#### DATA ####

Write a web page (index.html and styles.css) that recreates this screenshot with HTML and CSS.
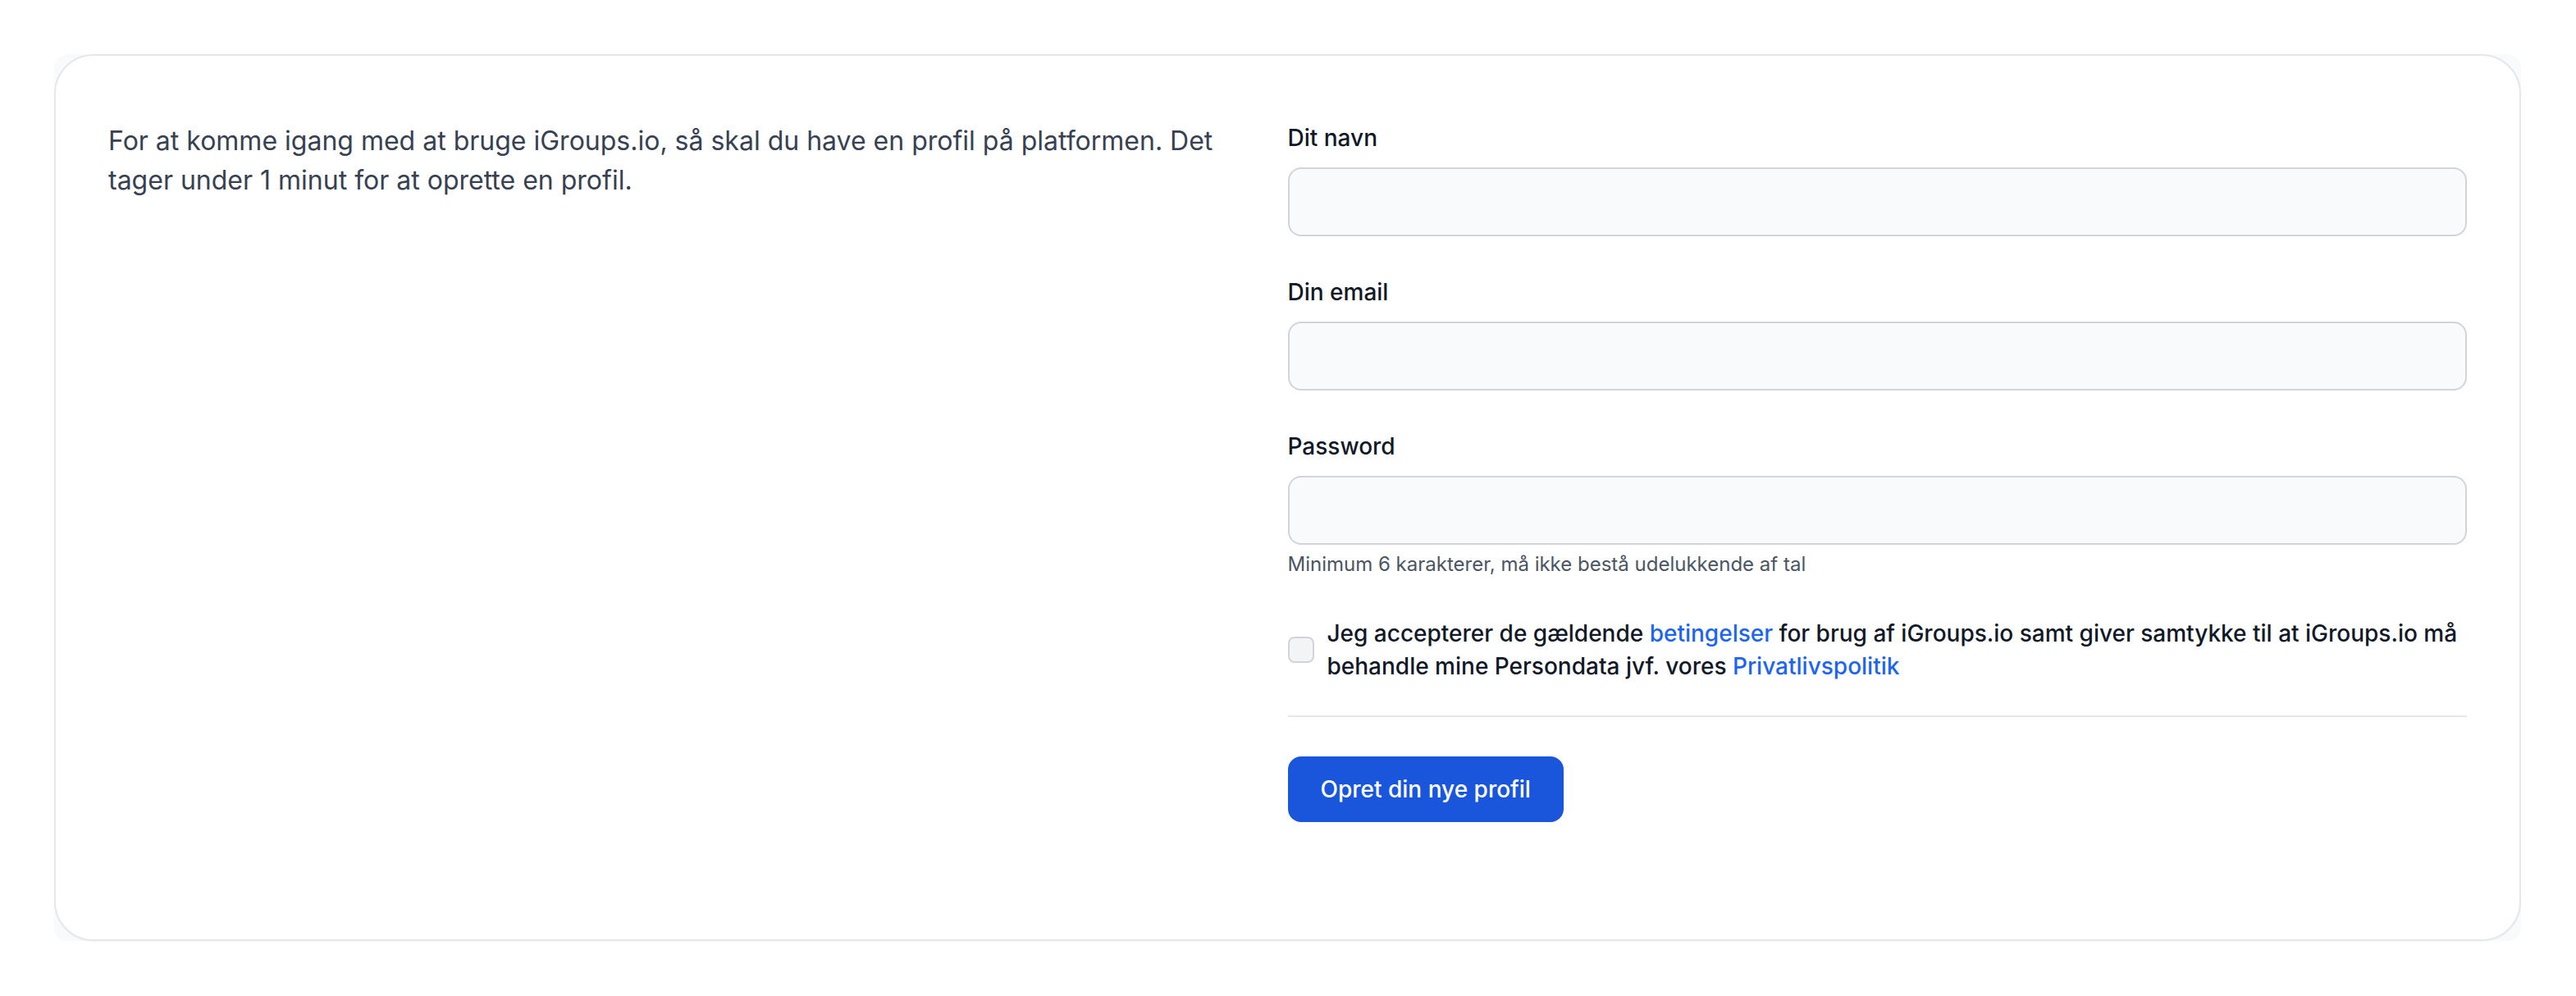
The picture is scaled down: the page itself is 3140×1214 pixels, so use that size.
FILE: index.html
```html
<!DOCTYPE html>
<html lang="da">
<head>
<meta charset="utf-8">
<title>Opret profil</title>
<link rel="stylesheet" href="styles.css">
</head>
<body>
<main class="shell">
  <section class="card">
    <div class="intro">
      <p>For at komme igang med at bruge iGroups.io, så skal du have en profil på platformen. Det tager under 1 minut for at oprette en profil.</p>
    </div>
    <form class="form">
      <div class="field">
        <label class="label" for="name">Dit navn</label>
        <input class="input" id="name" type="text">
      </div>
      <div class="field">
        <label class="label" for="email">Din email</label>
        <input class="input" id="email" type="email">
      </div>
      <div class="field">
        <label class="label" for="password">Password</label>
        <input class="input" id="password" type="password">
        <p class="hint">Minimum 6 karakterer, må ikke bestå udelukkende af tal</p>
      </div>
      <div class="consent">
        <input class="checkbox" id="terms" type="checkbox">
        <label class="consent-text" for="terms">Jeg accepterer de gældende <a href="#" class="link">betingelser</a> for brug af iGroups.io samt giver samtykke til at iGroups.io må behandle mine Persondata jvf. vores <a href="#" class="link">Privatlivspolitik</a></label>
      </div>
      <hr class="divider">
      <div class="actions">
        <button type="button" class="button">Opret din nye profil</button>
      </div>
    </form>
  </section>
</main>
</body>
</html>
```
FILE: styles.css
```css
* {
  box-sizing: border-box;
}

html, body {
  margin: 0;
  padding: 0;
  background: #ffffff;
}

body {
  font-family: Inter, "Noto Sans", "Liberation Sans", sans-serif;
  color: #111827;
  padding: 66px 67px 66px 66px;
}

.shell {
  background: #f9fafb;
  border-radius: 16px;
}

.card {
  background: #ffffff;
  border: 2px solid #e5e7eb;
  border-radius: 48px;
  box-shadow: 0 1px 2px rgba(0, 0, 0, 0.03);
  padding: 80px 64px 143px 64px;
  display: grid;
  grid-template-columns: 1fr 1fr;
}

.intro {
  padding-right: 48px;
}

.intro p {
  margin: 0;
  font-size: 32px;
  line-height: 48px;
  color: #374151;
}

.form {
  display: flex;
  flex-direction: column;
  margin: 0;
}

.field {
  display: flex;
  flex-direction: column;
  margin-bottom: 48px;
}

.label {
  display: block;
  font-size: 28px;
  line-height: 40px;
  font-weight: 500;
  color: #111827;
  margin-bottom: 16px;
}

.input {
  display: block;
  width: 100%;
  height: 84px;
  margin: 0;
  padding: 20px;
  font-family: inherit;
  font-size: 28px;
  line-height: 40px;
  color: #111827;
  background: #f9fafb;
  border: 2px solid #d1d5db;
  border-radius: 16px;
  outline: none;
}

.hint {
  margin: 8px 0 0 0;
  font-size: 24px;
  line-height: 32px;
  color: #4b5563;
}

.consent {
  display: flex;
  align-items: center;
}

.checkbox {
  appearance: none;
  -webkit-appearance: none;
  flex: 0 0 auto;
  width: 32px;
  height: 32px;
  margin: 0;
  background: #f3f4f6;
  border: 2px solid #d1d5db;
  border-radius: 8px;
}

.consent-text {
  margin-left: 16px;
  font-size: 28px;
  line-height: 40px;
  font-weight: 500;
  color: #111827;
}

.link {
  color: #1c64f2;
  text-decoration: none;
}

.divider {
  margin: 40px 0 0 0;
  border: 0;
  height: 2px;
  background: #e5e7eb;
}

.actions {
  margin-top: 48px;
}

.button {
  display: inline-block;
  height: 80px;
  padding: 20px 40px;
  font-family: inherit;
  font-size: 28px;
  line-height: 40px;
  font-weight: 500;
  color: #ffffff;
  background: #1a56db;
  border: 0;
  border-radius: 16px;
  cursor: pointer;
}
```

####

GOAL -> Reproduce the listing word for word and omit its pictures.

RESPONSE BELOW ->
Write a web page (index.html and styles.css) that recreates this screenshot with HTML and CSS.
The picture is scaled down: the page itself is 3140×1214 pixels, so use that size.
FILE: index.html
```html
<!DOCTYPE html>
<html lang="da">
<head>
<meta charset="utf-8">
<title>Opret profil</title>
<link rel="stylesheet" href="styles.css">
</head>
<body>
<main class="shell">
  <section class="card">
    <div class="intro">
      <p>For at komme igang med at bruge iGroups.io, så skal du have en profil på platformen. Det tager under 1 minut for at oprette en profil.</p>
    </div>
    <form class="form">
      <div class="field">
        <label class="label" for="name">Dit navn</label>
        <input class="input" id="name" type="text">
      </div>
      <div class="field">
        <label class="label" for="email">Din email</label>
        <input class="input" id="email" type="email">
      </div>
      <div class="field">
        <label class="label" for="password">Password</label>
        <input class="input" id="password" type="password">
        <p class="hint">Minimum 6 karakterer, må ikke bestå udelukkende af tal</p>
      </div>
      <div class="consent">
        <input class="checkbox" id="terms" type="checkbox">
        <label class="consent-text" for="terms">Jeg accepterer de gældende <a href="#" class="link">betingelser</a> for brug af iGroups.io samt giver samtykke til at iGroups.io må behandle mine Persondata jvf. vores <a href="#" class="link">Privatlivspolitik</a></label>
      </div>
      <hr class="divider">
      <div class="actions">
        <button type="button" class="button">Opret din nye profil</button>
      </div>
    </form>
  </section>
</main>
</body>
</html>
```
FILE: styles.css
```css
* {
  box-sizing: border-box;
}

html, body {
  margin: 0;
  padding: 0;
  background: #ffffff;
}

body {
  font-family: Inter, "Noto Sans", "Liberation Sans", sans-serif;
  color: #111827;
  padding: 66px 67px 66px 66px;
}

.shell {
  background: #f9fafb;
  border-radius: 16px;
}

.card {
  background: #ffffff;
  border: 2px solid #e5e7eb;
  border-radius: 48px;
  box-shadow: 0 1px 2px rgba(0, 0, 0, 0.03);
  padding: 80px 64px 143px 64px;
  display: grid;
  grid-template-columns: 1fr 1fr;
}

.intro {
  padding-right: 48px;
}

.intro p {
  margin: 0;
  font-size: 32px;
  line-height: 48px;
  color: #374151;
}

.form {
  display: flex;
  flex-direction: column;
  margin: 0;
}

.field {
  display: flex;
  flex-direction: column;
  margin-bottom: 48px;
}

.label {
  display: block;
  font-size: 28px;
  line-height: 40px;
  font-weight: 500;
  color: #111827;
  margin-bottom: 16px;
}

.input {
  display: block;
  width: 100%;
  height: 84px;
  margin: 0;
  padding: 20px;
  font-family: inherit;
  font-size: 28px;
  line-height: 40px;
  color: #111827;
  background: #f9fafb;
  border: 2px solid #d1d5db;
  border-radius: 16px;
  outline: none;
}

.hint {
  margin: 8px 0 0 0;
  font-size: 24px;
  line-height: 32px;
  color: #4b5563;
}

.consent {
  display: flex;
  align-items: center;
}

.checkbox {
  appearance: none;
  -webkit-appearance: none;
  flex: 0 0 auto;
  width: 32px;
  height: 32px;
  margin: 0;
  background: #f3f4f6;
  border: 2px solid #d1d5db;
  border-radius: 8px;
}

.consent-text {
  margin-left: 16px;
  font-size: 28px;
  line-height: 40px;
  font-weight: 500;
  color: #111827;
}

.link {
  color: #1c64f2;
  text-decoration: none;
}

.divider {
  margin: 40px 0 0 0;
  border: 0;
  height: 2px;
  background: #e5e7eb;
}

.actions {
  margin-top: 48px;
}

.button {
  display: inline-block;
  height: 80px;
  padding: 20px 40px;
  font-family: inherit;
  font-size: 28px;
  line-height: 40px;
  font-weight: 500;
  color: #ffffff;
  background: #1a56db;
  border: 0;
  border-radius: 16px;
  cursor: pointer;
}
```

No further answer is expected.